-- Start of Supplied information --

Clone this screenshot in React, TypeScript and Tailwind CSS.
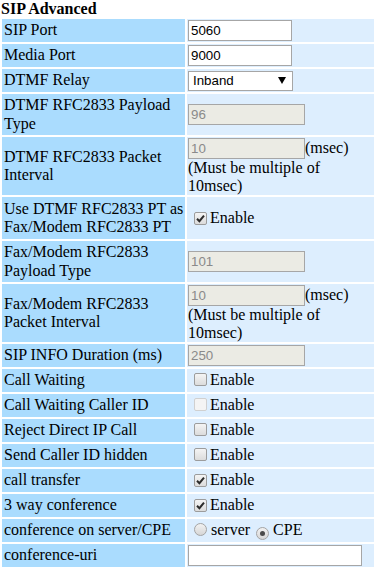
import type { ReactNode } from 'react'

function TextBox({ value, width, disabled }: { value: string; width: string; disabled?: boolean }) {
  return (
    <span
      className={`inline-block h-[21px] ${width} border border-[#a6a6a6] px-[2px] font-['Liberation_Sans'] text-[13.33px] leading-[19px] ${
        disabled ? 'bg-[#ebebe4] text-[#8a8a8a]' : 'bg-white text-black'
      }`}
    >
      {value || '\u00a0'}
    </span>
  )
}

function Check({ checked, disabled }: { checked?: boolean; disabled?: boolean }) {
  return (
    <span
      className={`ml-[6px] mr-[3px] inline-flex h-[13px] w-[13px] items-center justify-center rounded-[2px] border align-[-1px] ${
        disabled
          ? 'border-[#d0d0d0] bg-[#f4f4f4]'
          : 'border-[#9c9c9c] bg-gradient-to-b from-[#f4f4f4] to-[#dcdcdc]'
      }`}
    >
      {checked && (
        <svg width="11" height="11" viewBox="0 0 11 11">
          <path d="M2 5.8 L4.4 8.2 L9 2.6" fill="none" stroke="#2b2b2b" strokeWidth="2" />
        </svg>
      )}
    </span>
  )
}

function Radio({ checked }: { checked?: boolean }) {
  return (
    <span className="ml-[6px] mr-[4px] inline-flex h-[13px] w-[13px] items-center justify-center rounded-full border border-[#a4a4a4] bg-gradient-to-b from-[#f2f2f2] to-[#d6d6d6] align-[-1px]">
      {checked && <span className="h-[5px] w-[5px] rounded-full bg-[#4a4a4a]" />}
    </span>
  )
}

function Row({ label, children, h = 'h-[23px]' }: { label: ReactNode; children: ReactNode; h?: string }) {
  return (
    <tr className={h}>
      <td className="w-[183px] bg-[#aadcfe] p-[1px] pl-[2px] align-middle leading-[18.4px]">{label}</td>
      <td className="bg-[#ddeefe] p-[1px] align-middle leading-[18.4px]">{children}</td>
    </tr>
  )
}

const Msec = ({ value }: { value: string }) => (
  <div className="leading-[17.5px]">
    <TextBox value={value} width="w-[117px]" disabled />
    (msec)
    <br />
    (Must be multiple of
    <br />
    10msec)
  </div>
)

const Enable = ({ checked, disabled }: { checked?: boolean; disabled?: boolean }) => (
  <>
    <Check checked={checked} disabled={disabled} />
    Enable
  </>
)

export default function App() {
  return (
    <div className="h-[567px] w-[374px] overflow-hidden bg-white font-['Liberation_Serif'] text-[16px] text-black">
      <div className="h-[17px] pl-[1px] font-bold leading-[17px]">SIP Advanced</div>
      <table className="w-[378px] border-separate border-spacing-[2px]">
        <tbody>
          <Row label="SIP Port">
            <TextBox value="5060" width="w-[104px]" />
          </Row>
          <Row label="Media Port">
            <TextBox value="9000" width="w-[104px]" />
          </Row>
          <Row label="DTMF Relay">
            <span className="inline-flex h-[20px] w-[105px] items-center justify-between border border-[#a6a6a6] bg-white pl-[4px] pr-[6px] font-['Liberation_Sans'] text-[13.33px] leading-[18px]">
              Inband
              <svg width="8" height="7" viewBox="0 0 8 7">
                <path d="M0 0 H8 L4 7 Z" fill="#000" />
              </svg>
            </span>
          </Row>
          <Row h="h-[41px]" label={<>DTMF RFC2833 Payload<br />Type</>}>
            <TextBox value="96" width="w-[117px]" disabled />
          </Row>
          <Row h="h-[58px]" label={<>DTMF RFC2833 Packet<br />Interval</>}>
            <Msec value="10" />
          </Row>
          <Row h="h-[42px]" label={<>Use DTMF RFC2833 PT as<br />Fax/Modem RFC2833 PT</>}>
            <Enable checked />
          </Row>
          <Row h="h-[41px]" label={<>Fax/Modem RFC2833<br />Payload Type</>}>
            <TextBox value="101" width="w-[117px]" disabled />
          </Row>
          <Row h="h-[58px]" label={<>Fax/Modem RFC2833<br />Packet Interval</>}>
            <Msec value="10" />
          </Row>
          <Row label="SIP INFO Duration (ms)">
            <TextBox value="250" width="w-[117px]" disabled />
          </Row>
          <Row label="Call Waiting">
            <Enable />
          </Row>
          <Row label="Call Waiting Caller ID">
            <Enable disabled />
          </Row>
          <Row label="Reject Direct IP Call">
            <Enable />
          </Row>
          <Row label="Send Caller ID hidden">
            <Enable />
          </Row>
          <Row label="call transfer">
            <Enable checked />
          </Row>
          <Row label="3 way conference">
            <Enable checked />
          </Row>
          <Row label="conference on server/CPE">
            <Radio />
            server
            <Radio checked />
            CPE
          </Row>
          <Row label="conference-uri">
            <TextBox value="" width="w-[174px]" />
          </Row>
        </tbody>
      </table>
    </div>
  )
}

-- End of Supplied information --

— Requirements —
Print the full listing exactly, dropping the pictures.

— Answer to this problem —
Clone this screenshot in React, TypeScript and Tailwind CSS.
import type { ReactNode } from 'react'

function TextBox({ value, width, disabled }: { value: string; width: string; disabled?: boolean }) {
  return (
    <span
      className={`inline-block h-[21px] ${width} border border-[#a6a6a6] px-[2px] font-['Liberation_Sans'] text-[13.33px] leading-[19px] ${
        disabled ? 'bg-[#ebebe4] text-[#8a8a8a]' : 'bg-white text-black'
      }`}
    >
      {value || '\u00a0'}
    </span>
  )
}

function Check({ checked, disabled }: { checked?: boolean; disabled?: boolean }) {
  return (
    <span
      className={`ml-[6px] mr-[3px] inline-flex h-[13px] w-[13px] items-center justify-center rounded-[2px] border align-[-1px] ${
        disabled
          ? 'border-[#d0d0d0] bg-[#f4f4f4]'
          : 'border-[#9c9c9c] bg-gradient-to-b from-[#f4f4f4] to-[#dcdcdc]'
      }`}
    >
      {checked && (
        <svg width="11" height="11" viewBox="0 0 11 11">
          <path d="M2 5.8 L4.4 8.2 L9 2.6" fill="none" stroke="#2b2b2b" strokeWidth="2" />
        </svg>
      )}
    </span>
  )
}

function Radio({ checked }: { checked?: boolean }) {
  return (
    <span className="ml-[6px] mr-[4px] inline-flex h-[13px] w-[13px] items-center justify-center rounded-full border border-[#a4a4a4] bg-gradient-to-b from-[#f2f2f2] to-[#d6d6d6] align-[-1px]">
      {checked && <span className="h-[5px] w-[5px] rounded-full bg-[#4a4a4a]" />}
    </span>
  )
}

function Row({ label, children, h = 'h-[23px]' }: { label: ReactNode; children: ReactNode; h?: string }) {
  return (
    <tr className={h}>
      <td className="w-[183px] bg-[#aadcfe] p-[1px] pl-[2px] align-middle leading-[18.4px]">{label}</td>
      <td className="bg-[#ddeefe] p-[1px] align-middle leading-[18.4px]">{children}</td>
    </tr>
  )
}

const Msec = ({ value }: { value: string }) => (
  <div className="leading-[17.5px]">
    <TextBox value={value} width="w-[117px]" disabled />
    (msec)
    <br />
    (Must be multiple of
    <br />
    10msec)
  </div>
)

const Enable = ({ checked, disabled }: { checked?: boolean; disabled?: boolean }) => (
  <>
    <Check checked={checked} disabled={disabled} />
    Enable
  </>
)

export default function App() {
  return (
    <div className="h-[567px] w-[374px] overflow-hidden bg-white font-['Liberation_Serif'] text-[16px] text-black">
      <div className="h-[17px] pl-[1px] font-bold leading-[17px]">SIP Advanced</div>
      <table className="w-[378px] border-separate border-spacing-[2px]">
        <tbody>
          <Row label="SIP Port">
            <TextBox value="5060" width="w-[104px]" />
          </Row>
          <Row label="Media Port">
            <TextBox value="9000" width="w-[104px]" />
          </Row>
          <Row label="DTMF Relay">
            <span className="inline-flex h-[20px] w-[105px] items-center justify-between border border-[#a6a6a6] bg-white pl-[4px] pr-[6px] font-['Liberation_Sans'] text-[13.33px] leading-[18px]">
              Inband
              <svg width="8" height="7" viewBox="0 0 8 7">
                <path d="M0 0 H8 L4 7 Z" fill="#000" />
              </svg>
            </span>
          </Row>
          <Row h="h-[41px]" label={<>DTMF RFC2833 Payload<br />Type</>}>
            <TextBox value="96" width="w-[117px]" disabled />
          </Row>
          <Row h="h-[58px]" label={<>DTMF RFC2833 Packet<br />Interval</>}>
            <Msec value="10" />
          </Row>
          <Row h="h-[42px]" label={<>Use DTMF RFC2833 PT as<br />Fax/Modem RFC2833 PT</>}>
            <Enable checked />
          </Row>
          <Row h="h-[41px]" label={<>Fax/Modem RFC2833<br />Payload Type</>}>
            <TextBox value="101" width="w-[117px]" disabled />
          </Row>
          <Row h="h-[58px]" label={<>Fax/Modem RFC2833<br />Packet Interval</>}>
            <Msec value="10" />
          </Row>
          <Row label="SIP INFO Duration (ms)">
            <TextBox value="250" width="w-[117px]" disabled />
          </Row>
          <Row label="Call Waiting">
            <Enable />
          </Row>
          <Row label="Call Waiting Caller ID">
            <Enable disabled />
          </Row>
          <Row label="Reject Direct IP Call">
            <Enable />
          </Row>
          <Row label="Send Caller ID hidden">
            <Enable />
          </Row>
          <Row label="call transfer">
            <Enable checked />
          </Row>
          <Row label="3 way conference">
            <Enable checked />
          </Row>
          <Row label="conference on server/CPE">
            <Radio />
            server
            <Radio checked />
            CPE
          </Row>
          <Row label="conference-uri">
            <TextBox value="" width="w-[174px]" />
          </Row>
        </tbody>
      </table>
    </div>
  )
}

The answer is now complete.